GIVEN EXERCISE:
Without including the pictures, copy out every line below.

GIVEN DATA:
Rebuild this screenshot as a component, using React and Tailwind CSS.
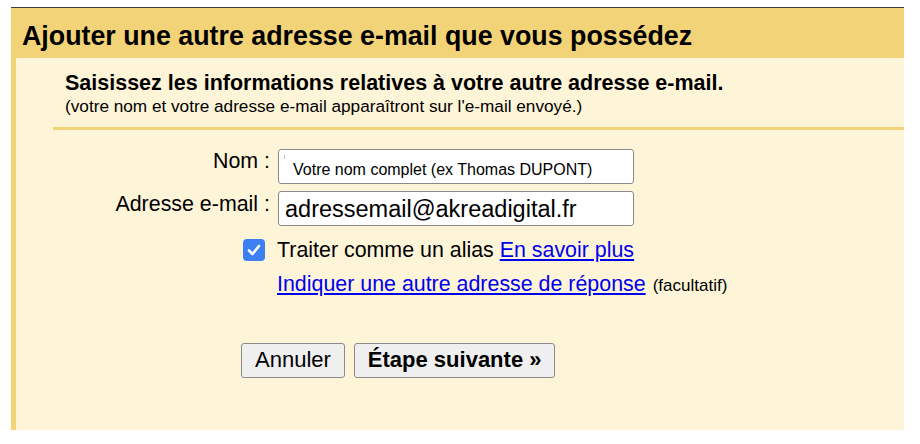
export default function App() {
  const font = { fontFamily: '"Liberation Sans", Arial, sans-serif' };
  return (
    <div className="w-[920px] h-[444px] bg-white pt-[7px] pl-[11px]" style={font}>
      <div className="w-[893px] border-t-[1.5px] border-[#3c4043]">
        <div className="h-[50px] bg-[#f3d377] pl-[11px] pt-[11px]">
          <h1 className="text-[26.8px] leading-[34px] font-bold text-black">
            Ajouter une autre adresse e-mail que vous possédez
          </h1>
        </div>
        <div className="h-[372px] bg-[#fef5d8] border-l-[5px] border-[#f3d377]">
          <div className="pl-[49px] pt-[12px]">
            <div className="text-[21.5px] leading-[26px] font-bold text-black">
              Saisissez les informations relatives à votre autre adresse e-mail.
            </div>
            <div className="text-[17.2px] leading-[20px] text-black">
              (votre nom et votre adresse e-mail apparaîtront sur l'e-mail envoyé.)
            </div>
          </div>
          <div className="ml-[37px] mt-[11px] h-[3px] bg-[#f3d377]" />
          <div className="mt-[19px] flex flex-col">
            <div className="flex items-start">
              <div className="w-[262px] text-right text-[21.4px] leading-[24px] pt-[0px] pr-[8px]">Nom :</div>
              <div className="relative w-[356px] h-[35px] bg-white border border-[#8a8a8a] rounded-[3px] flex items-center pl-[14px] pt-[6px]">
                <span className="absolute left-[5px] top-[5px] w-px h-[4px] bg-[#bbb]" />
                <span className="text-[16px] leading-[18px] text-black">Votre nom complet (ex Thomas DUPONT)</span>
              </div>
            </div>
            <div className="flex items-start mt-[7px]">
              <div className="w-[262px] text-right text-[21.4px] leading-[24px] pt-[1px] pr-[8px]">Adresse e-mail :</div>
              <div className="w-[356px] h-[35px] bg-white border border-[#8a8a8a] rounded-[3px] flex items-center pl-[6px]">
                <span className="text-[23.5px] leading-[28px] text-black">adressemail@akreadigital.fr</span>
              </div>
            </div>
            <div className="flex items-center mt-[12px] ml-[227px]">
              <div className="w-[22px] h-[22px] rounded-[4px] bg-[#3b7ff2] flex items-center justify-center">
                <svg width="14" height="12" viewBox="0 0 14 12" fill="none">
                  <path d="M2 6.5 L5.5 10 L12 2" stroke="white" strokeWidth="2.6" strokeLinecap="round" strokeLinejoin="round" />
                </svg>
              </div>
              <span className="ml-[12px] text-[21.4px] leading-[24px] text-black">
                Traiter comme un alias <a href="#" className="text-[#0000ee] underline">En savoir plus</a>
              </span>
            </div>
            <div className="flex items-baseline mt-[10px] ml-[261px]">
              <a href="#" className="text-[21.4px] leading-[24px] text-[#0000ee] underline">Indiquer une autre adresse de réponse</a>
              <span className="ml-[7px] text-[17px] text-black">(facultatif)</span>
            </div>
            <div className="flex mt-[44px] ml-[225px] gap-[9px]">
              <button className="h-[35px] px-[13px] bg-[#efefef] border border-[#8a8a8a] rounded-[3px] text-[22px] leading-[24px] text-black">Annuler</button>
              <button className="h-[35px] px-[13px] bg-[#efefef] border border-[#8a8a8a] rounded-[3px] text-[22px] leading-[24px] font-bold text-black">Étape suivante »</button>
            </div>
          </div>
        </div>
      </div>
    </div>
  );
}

ANSWER FOR THIS EXERCISE:
Rebuild this screenshot as a component, using React and Tailwind CSS.
export default function App() {
  const font = { fontFamily: '"Liberation Sans", Arial, sans-serif' };
  return (
    <div className="w-[920px] h-[444px] bg-white pt-[7px] pl-[11px]" style={font}>
      <div className="w-[893px] border-t-[1.5px] border-[#3c4043]">
        <div className="h-[50px] bg-[#f3d377] pl-[11px] pt-[11px]">
          <h1 className="text-[26.8px] leading-[34px] font-bold text-black">
            Ajouter une autre adresse e-mail que vous possédez
          </h1>
        </div>
        <div className="h-[372px] bg-[#fef5d8] border-l-[5px] border-[#f3d377]">
          <div className="pl-[49px] pt-[12px]">
            <div className="text-[21.5px] leading-[26px] font-bold text-black">
              Saisissez les informations relatives à votre autre adresse e-mail.
            </div>
            <div className="text-[17.2px] leading-[20px] text-black">
              (votre nom et votre adresse e-mail apparaîtront sur l'e-mail envoyé.)
            </div>
          </div>
          <div className="ml-[37px] mt-[11px] h-[3px] bg-[#f3d377]" />
          <div className="mt-[19px] flex flex-col">
            <div className="flex items-start">
              <div className="w-[262px] text-right text-[21.4px] leading-[24px] pt-[0px] pr-[8px]">Nom :</div>
              <div className="relative w-[356px] h-[35px] bg-white border border-[#8a8a8a] rounded-[3px] flex items-center pl-[14px] pt-[6px]">
                <span className="absolute left-[5px] top-[5px] w-px h-[4px] bg-[#bbb]" />
                <span className="text-[16px] leading-[18px] text-black">Votre nom complet (ex Thomas DUPONT)</span>
              </div>
            </div>
            <div className="flex items-start mt-[7px]">
              <div className="w-[262px] text-right text-[21.4px] leading-[24px] pt-[1px] pr-[8px]">Adresse e-mail :</div>
              <div className="w-[356px] h-[35px] bg-white border border-[#8a8a8a] rounded-[3px] flex items-center pl-[6px]">
                <span className="text-[23.5px] leading-[28px] text-black">adressemail@akreadigital.fr</span>
              </div>
            </div>
            <div className="flex items-center mt-[12px] ml-[227px]">
              <div className="w-[22px] h-[22px] rounded-[4px] bg-[#3b7ff2] flex items-center justify-center">
                <svg width="14" height="12" viewBox="0 0 14 12" fill="none">
                  <path d="M2 6.5 L5.5 10 L12 2" stroke="white" strokeWidth="2.6" strokeLinecap="round" strokeLinejoin="round" />
                </svg>
              </div>
              <span className="ml-[12px] text-[21.4px] leading-[24px] text-black">
                Traiter comme un alias <a href="#" className="text-[#0000ee] underline">En savoir plus</a>
              </span>
            </div>
            <div className="flex items-baseline mt-[10px] ml-[261px]">
              <a href="#" className="text-[21.4px] leading-[24px] text-[#0000ee] underline">Indiquer une autre adresse de réponse</a>
              <span className="ml-[7px] text-[17px] text-black">(facultatif)</span>
            </div>
            <div className="flex mt-[44px] ml-[225px] gap-[9px]">
              <button className="h-[35px] px-[13px] bg-[#efefef] border border-[#8a8a8a] rounded-[3px] text-[22px] leading-[24px] text-black">Annuler</button>
              <button className="h-[35px] px-[13px] bg-[#efefef] border border-[#8a8a8a] rounded-[3px] text-[22px] leading-[24px] font-bold text-black">Étape suivante »</button>
            </div>
          </div>
        </div>
      </div>
    </div>
  );
}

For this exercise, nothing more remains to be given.